I Piani di azione positiva devono essere redatti a partire da linee guida elaborate dal ministero del Lavoro, in collaborazione con le parti sindacali e datoriali. Infine, l’attenzione delle esperte si è concentrata sul Comitato Nazionale per l’attuazione dei principi di parità di trattamento ed uguaglianza di opportunità tra lavoratori e lavoratrici e sulle Consigliere di Parità “il cui ruolo negli ultimi anni è stato depotenziato”. Per questo la proposta è di dare incarico a un istituto indipendente di effettuare un’analisi valutativa del funzionamento e capire come il sistema dovrebbe essere riformato, come già previsto dalla Direttiva europea 2006/54CE3 e raccomandato anche dall’ultimo rapporto del CEDAW, il Comitato per l’eliminazione di ogni forma di discriminazione contro le donne delle Nazioni Unite.
Il Position Paper inoltre ricorda, come già il rapporto delle Donne per un nuovo rinascimento del Dipartimento pari opportunità, l’importanza di affrontare il Digital Gender Gap,perché “in Italia persiste un differenziale di circa 10 punti nell’uso di Internet da parte dei maschi rispetto alle femmine, dovuto sia ai percorsi scolastici che a quelli formativi successivi nella vita adulta”, con particolare riferimento al numero ancora limitato di donne che si formano nelle materie STEM, l’acronimo inglese che indica scienze, tecnologia, ingegneria e matematica.
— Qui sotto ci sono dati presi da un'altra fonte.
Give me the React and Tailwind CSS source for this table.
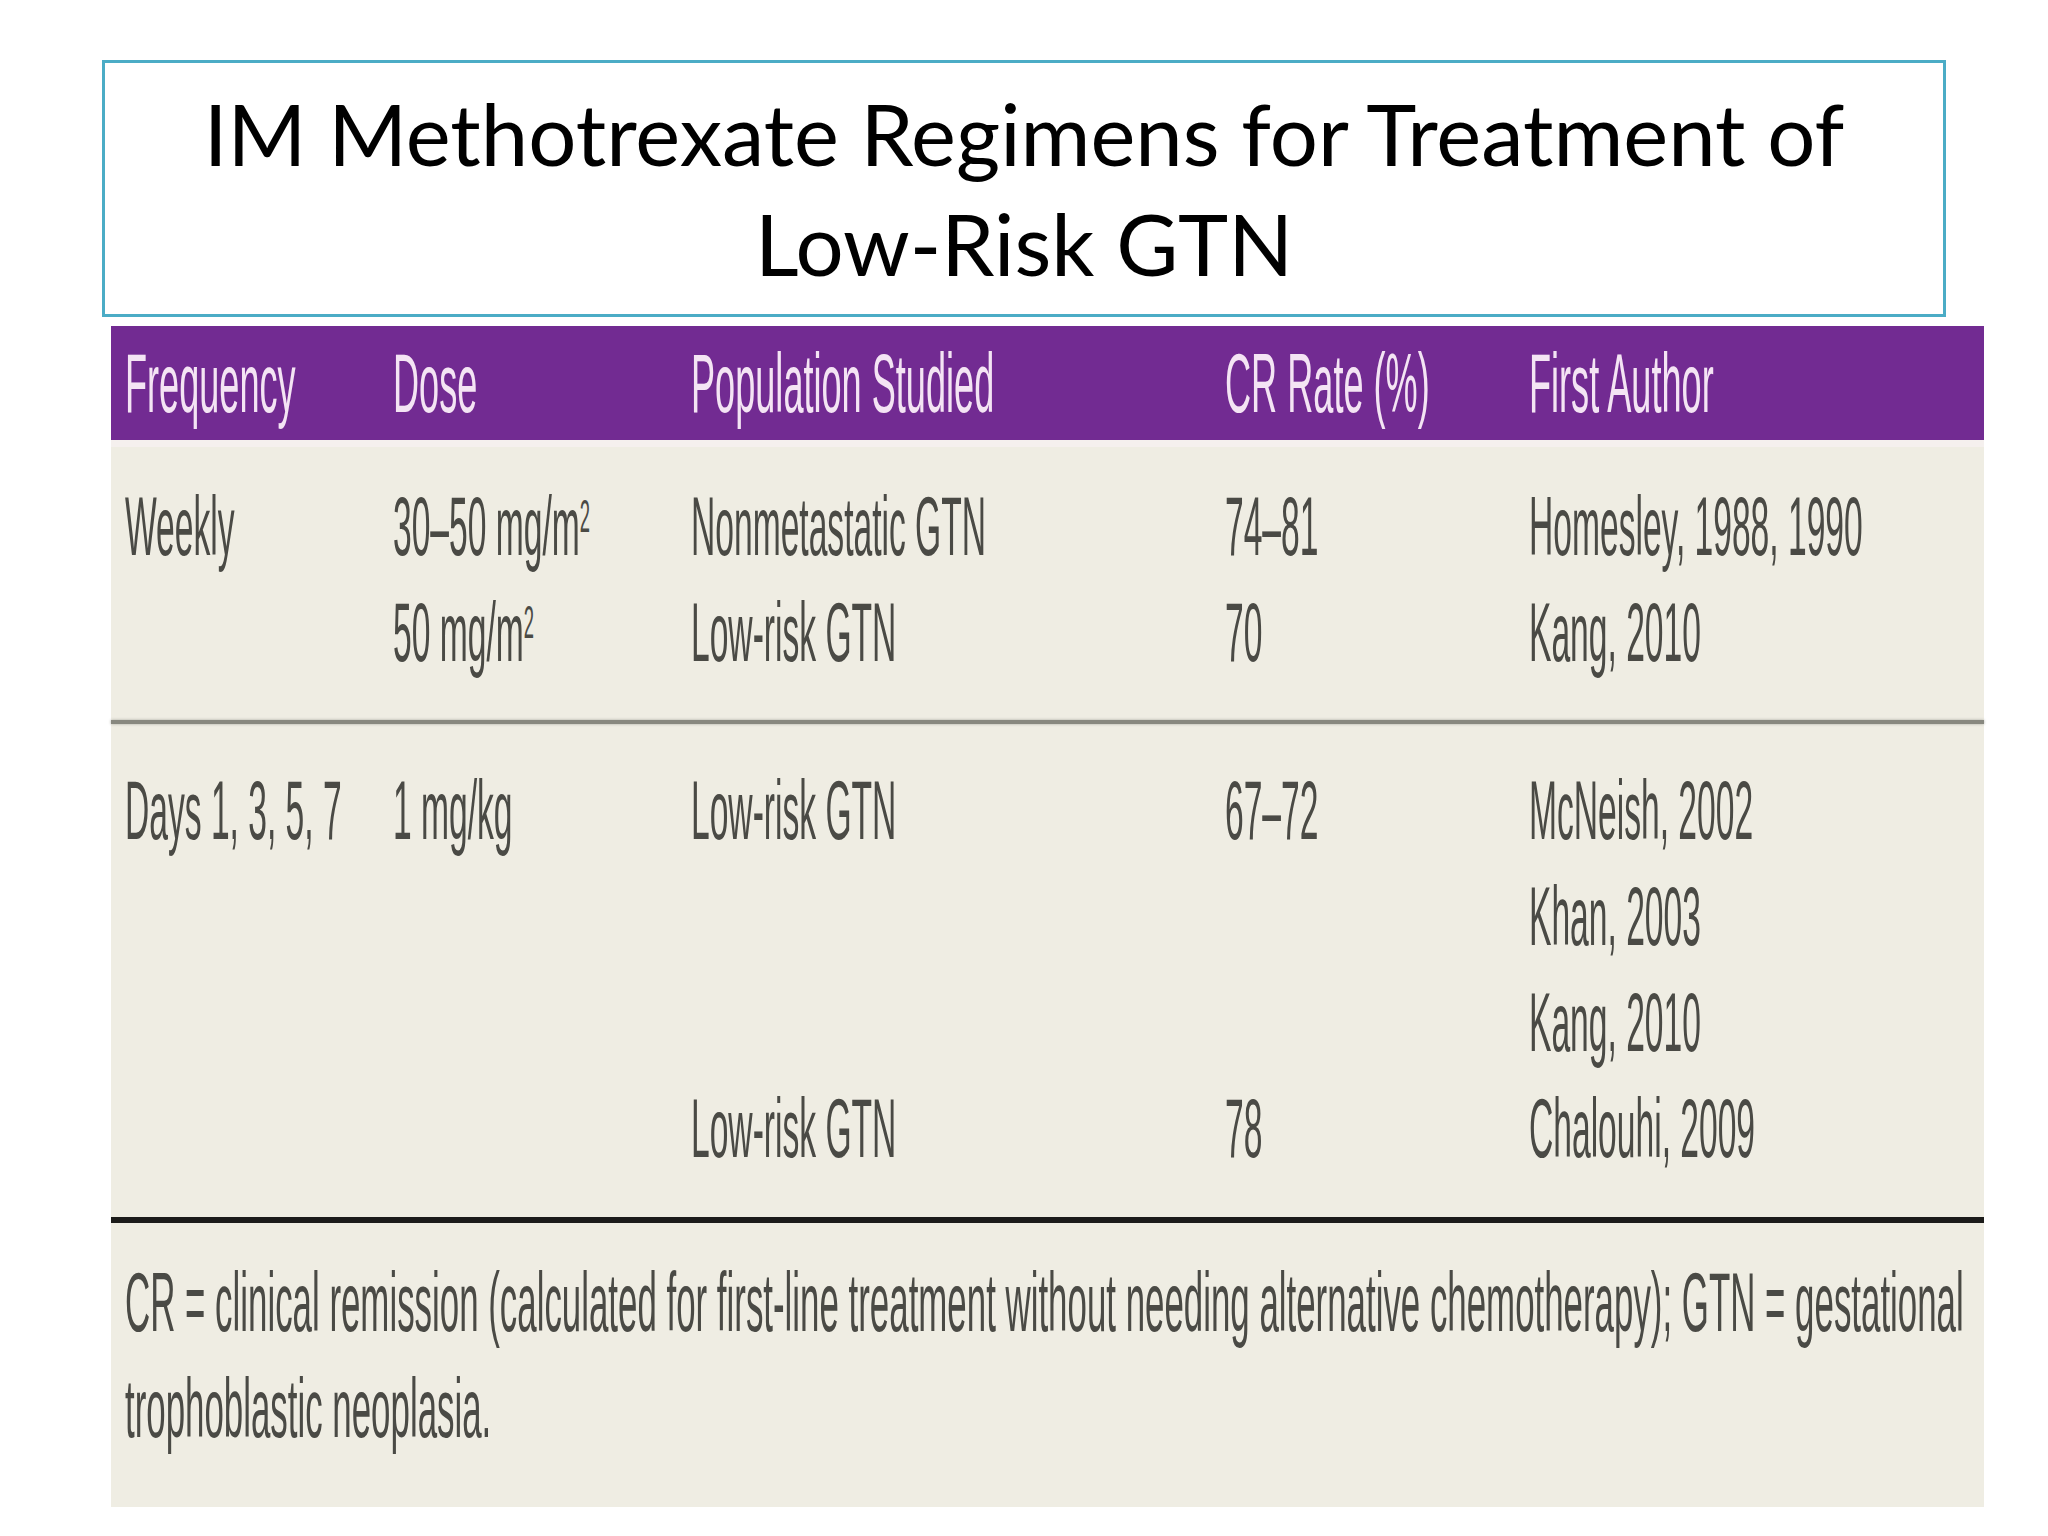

Al punto che, secondo il World Economic Forum “il rapporto tra lavori persi e nuovi lavori per gli uomini sarà di 5 a 1, per le donne di 20 a 1”, perché “il Digital Gender Gap avrà un effetto moltiplicatore rispetto al gender gap in termini di accesso e permanenza nel mercato del lavoro e accrescerà il divario retributivo”.
Un esito che le proposte del Position Paper “Il cambiamento che vogliamo. Proposte femministe a 25 anni da Pechino” intendono evitare a tutti i costi, senza mai dimenticare che, quando si parla di donne e lavoro in Italia, occorre tenere conto della composizione della forza lavoro femminile, che conta anche decine di migliaia di lavoratrici migranti. Imperativo dunque “andare oltre l’attuale legislazione sulle migrazioni per superare le specifiche condizioni di precarietà e invisibilità delle donne con background migratorio che le rende particolarmente soggette a forme di sfruttamento, discriminazione e violenza sui luoghi di lavoro”.